The experimental studies summarized here suggest that Phyllanthus niruri might interfere with important steps of the calculi formation including crystal aggregation and internalization by the tubular cells, crystal structure and composition. These properties of Phyllanthus niruri may constitute an important advantage in the prevention of lithiasis, inhibiting calculus growth and keeping the crystals dispersed in the urine, with their consequent easier elimination. Although clinical studies are less abundant, available data point to beneficial effects of Phyllanthus by inducing ureteral relaxation, interfering in the excretion of promoters of urinary crystallization such as calcium or helping to clear fragments following lithotripsy. It is important to consider however, that although it is clear that Phyllanthus niruri can interfere with many steps of the stone formation, longer-term clinical studies are necessary to define whether these effects can be translated into real clinical benefit to treat and/or prevent urolithiasis.
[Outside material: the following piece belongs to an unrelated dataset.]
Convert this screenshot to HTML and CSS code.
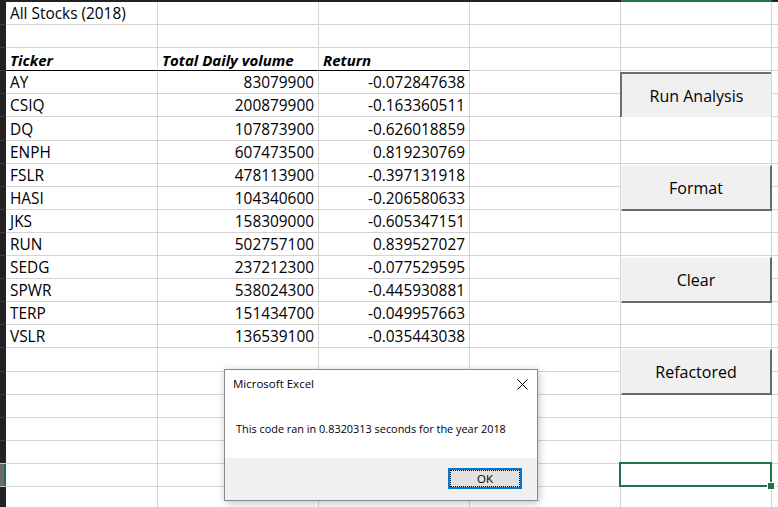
FILE: index.html
```html
<!DOCTYPE html>
<html>
<head>
<meta charset="utf-8">
<title>All Stocks (2018)</title>
<link rel="stylesheet" href="styles.css">
</head>
<body>
<div class="app">
  <div class="colhead">
    <div class="ch"></div><div class="ch"></div><div class="ch"></div><div class="ch"></div><div class="ch"></div><div class="ch ch-sel"></div><div class="ch"></div>
  </div>
  <div class="body">
    <div class="rowhead">
      <div class="rh"></div><div class="rh"></div><div class="rh"></div><div class="rh"></div><div class="rh"></div><div class="rh"></div><div class="rh"></div><div class="rh"></div><div class="rh"></div><div class="rh"></div><div class="rh"></div>
      <div class="rh"></div><div class="rh"></div><div class="rh"></div><div class="rh"></div><div class="rh"></div><div class="rh"></div><div class="rh"></div><div class="rh"></div><div class="rh"></div><div class="rh rh-sel"></div><div class="rh"></div>
    </div>
    <div class="grid">
      <div class="c">All Stocks (2018)</div><div class="c"></div><div class="c"></div><div class="c"></div><div class="c"></div><div class="c last"></div>
      <div class="c"></div><div class="c"></div><div class="c"></div><div class="c"></div><div class="c"></div><div class="c last"></div>
      <div class="c h">Ticker</div><div class="c h">Total Daily volume</div><div class="c h">Return</div><div class="c"></div><div class="c"></div><div class="c last"></div>

      <div class="c">AY</div><div class="c n">83079900</div><div class="c n">-0.072847638</div><div class="c"></div><div class="c"></div><div class="c last"></div>
      <div class="c">CSIQ</div><div class="c n">200879900</div><div class="c n">-0.163360511</div><div class="c"></div><div class="c"></div><div class="c last"></div>
      <div class="c">DQ</div><div class="c n">107873900</div><div class="c n">-0.626018859</div><div class="c"></div><div class="c"></div><div class="c last"></div>
      <div class="c">ENPH</div><div class="c n">607473500</div><div class="c n">0.819230769</div><div class="c"></div><div class="c"></div><div class="c last"></div>
      <div class="c">FSLR</div><div class="c n">478113900</div><div class="c n">-0.397131918</div><div class="c"></div><div class="c"></div><div class="c last"></div>
      <div class="c">HASI</div><div class="c n">104340600</div><div class="c n">-0.206580633</div><div class="c"></div><div class="c"></div><div class="c last"></div>
      <div class="c">JKS</div><div class="c n">158309000</div><div class="c n">-0.605347151</div><div class="c"></div><div class="c"></div><div class="c last"></div>
      <div class="c">RUN</div><div class="c n">502757100</div><div class="c n">0.839527027</div><div class="c"></div><div class="c"></div><div class="c last"></div>
      <div class="c">SEDG</div><div class="c n">237212300</div><div class="c n">-0.077529595</div><div class="c"></div><div class="c"></div><div class="c last"></div>
      <div class="c">SPWR</div><div class="c n">538024300</div><div class="c n">-0.445930881</div><div class="c"></div><div class="c"></div><div class="c last"></div>
      <div class="c">TERP</div><div class="c n">151434700</div><div class="c n">-0.049957663</div><div class="c"></div><div class="c"></div><div class="c last"></div>
      <div class="c">VSLR</div><div class="c n">136539100</div><div class="c n">-0.035443038</div><div class="c"></div><div class="c"></div><div class="c last"></div>

      <div class="c"></div><div class="c"></div><div class="c"></div><div class="c"></div><div class="c"></div><div class="c last"></div>
      <div class="c"></div><div class="c"></div><div class="c"></div><div class="c"></div><div class="c"></div><div class="c last"></div>
      <div class="c"></div><div class="c"></div><div class="c"></div><div class="c"></div><div class="c"></div><div class="c last"></div>
      <div class="c"></div><div class="c"></div><div class="c"></div><div class="c"></div><div class="c"></div><div class="c last"></div>
      <div class="c"></div><div class="c"></div><div class="c"></div><div class="c"></div><div class="c"></div><div class="c last"></div>
      <div class="c"></div><div class="c"></div><div class="c"></div><div class="c"></div><div class="c sel"><span class="handle"></span></div><div class="c last"></div>
      <div class="c"></div><div class="c"></div><div class="c"></div><div class="c"></div><div class="c"></div><div class="c last"></div>
    </div>
  </div>

  <button class="btn pressed btn-run">Run Analysis</button>
  <button class="btn btn-format">Format</button>
  <button class="btn btn-clear">Clear</button>
  <button class="btn btn-refactor">Refactored</button>

  <div class="dlg">
    <div class="dlg-title">
      <span>Microsoft Excel</span>
      <svg class="dlg-close" width="11" height="11" viewBox="0 0 11 11"><path d="M0.5 0.5 L10.5 10.5 M10.5 0.5 L0.5 10.5" stroke="#000" stroke-width="1" fill="none"/></svg>
    </div>
    <div class="dlg-msg">This code ran in 0.8320313 seconds for the year 2018</div>
    <div class="dlg-foot">
      <button class="ok">OK</button>
    </div>
  </div>
</div>
</body>
</html>
```

FILE: styles.css
```css
html, body {
  margin: 0;
  padding: 0;
  background: #ffffff;
}

.app {
  position: relative;
  width: 778px;
  height: 507px;
  overflow: hidden;
  font-family: "Open Sans", "Liberation Sans", sans-serif;
  color: #000;
}

/* column header strip */
.colhead {
  height: 2px;
  background: #222222;
  display: grid;
  grid-template-columns: 6px 152px 161px 151px 151px 151px 1fr;
}
.ch-sel {
  background: #217346;
}

.body {
  display: flex;
}

/* row header strip */
.rowhead {
  width: 6px;
  flex: none;
  display: grid;
  grid-auto-rows: 23.1px;
  background: #222222;
}
.rh {
  box-sizing: border-box;
  border-bottom: 1px solid #3a3a3a;
}
.rh-sel {
  background: #6b6b6b;
  border-top: 1px solid #c6c6c6;
  border-bottom: 1px solid #c6c6c6;
  box-shadow: inset -2px 0 0 #217346;
  margin-top: -1px;
}

/* cells */
.grid {
  flex: 1;
  display: grid;
  grid-template-columns: 152px 161px 151px 151px 151px 1fr;
  grid-auto-rows: 23.1px;
}
.c {
  position: relative;
  box-sizing: border-box;
  border-right: 1px solid #d4d4d4;
  border-bottom: 1px solid #d4d4d4;
  padding: 0 4px;
  font-size: 15.4px;
  line-height: 20px;
  white-space: nowrap;
  display: flex;
  align-items: flex-end;
}
.c.last {
  border-right: none;
}
.c.n {
  justify-content: flex-end;
}
.c.h {
  font-weight: 700;
  font-style: italic;
  font-size: 15px;
  border-bottom-color: #000;
}
.c.sel::after {
  content: "";
  position: absolute;
  top: -2px;
  left: -2px;
  right: -1px;
  bottom: -1px;
  border: 2px solid #217346;
  z-index: 2;
}
.handle {
  position: absolute;
  right: -3px;
  bottom: -3px;
  width: 6px;
  height: 6px;
  background: #217346;
  box-shadow: 0 0 0 1px #ffffff;
  z-index: 3;
}

/* form buttons on the sheet */
.btn {
  position: absolute;
  left: 621px;
  width: 151px;
  height: 46px;
  box-sizing: border-box;
  background: #f0f0f0;
  border: none;
  border-top: 1px solid #fafafa;
  border-left: 1px solid #fafafa;
  border-right: 2px solid #696969;
  border-bottom: 2px solid #696969;
  font-family: "Open Sans", "Liberation Sans", sans-serif;
  font-size: 16px;
  color: #000;
  padding: 0;
  z-index: 5;
}
.btn.pressed {
  border-top: 2px solid #6d6d6d;
  border-left: 2px solid #6d6d6d;
  border-right: none;
  border-bottom: none;
}
.btn-run { left: 620px; top: 72px; height: 45px; }
.btn-format { top: 165px; }
.btn-clear { top: 257px; }
.btn-refactor { top: 349px; }

/* message box */
.dlg {
  position: absolute;
  left: 224px;
  top: 369px;
  width: 314px;
  height: 132px;
  box-sizing: border-box;
  border: 1px solid #8a8a8a;
  background: #ffffff;
  box-shadow: 1px 2px 8px rgba(0, 0, 0, 0.25);
  display: flex;
  flex-direction: column;
  z-index: 10;
  font-family: "Open Sans", "Liberation Sans", sans-serif;
}
.dlg-title {
  height: 27px;
  flex: none;
  display: flex;
  align-items: center;
  justify-content: space-between;
  padding: 0 9px 0 8px;
  font-size: 11.5px;
  line-height: 16px;
  color: #000;
}
.dlg-close {
  display: block;
  margin-top: 1px;
}
.dlg-msg {
  flex: 1;
  padding: 24px 0 0 11px;
  font-size: 10.9px;
  line-height: 16px;
}
.dlg-foot {
  height: 42px;
  flex: none;
  background: #f0f0f0;
  display: flex;
  justify-content: flex-end;
  align-items: flex-start;
  padding: 10px 15px 0 0;
  box-sizing: border-box;
}
.ok {
  width: 74px;
  height: 21px;
  box-sizing: border-box;
  border: 2px solid #0078d7;
  background: #e1e1e1;
  outline: 1px dotted #000;
  outline-offset: -3px;
  font-family: "Open Sans", "Liberation Sans", sans-serif;
  font-size: 11.5px;
  line-height: 15px;
  padding: 0;
  color: #000;
}
```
The authors provide a nice review on the herb Phyllanthus niruri whose properties appear in fact to be promising assets in stone disease prevention and treatment. However, care must be taken to properly design future clinical studies in a way to provide reliable, consistent and reproducible data. As a major concern, I would point out the definition of accurate dosage and mode of intake. In a recent review on Chinese herbs used for managing stone disease, Miyaoka et al. (1) found several clinical trials demonstrating the likely benefits on stone prevention. However, the lack of standardization on dose and compounds between studies evaluating the same herbs made it extremely difficult to compare them and draw a sustainable conclusion. As a result, although used for hundreds of years with practical evidence of clinical benefits, Chinese herbs still strive to enter the armamentarium of stone therapy as a global consensus.
1. Miyaoka R, Monga M: Use of traditional Chinese medicine in the management of urinary stone disease. Int Braz J Urol. 2009; 35: 396-405.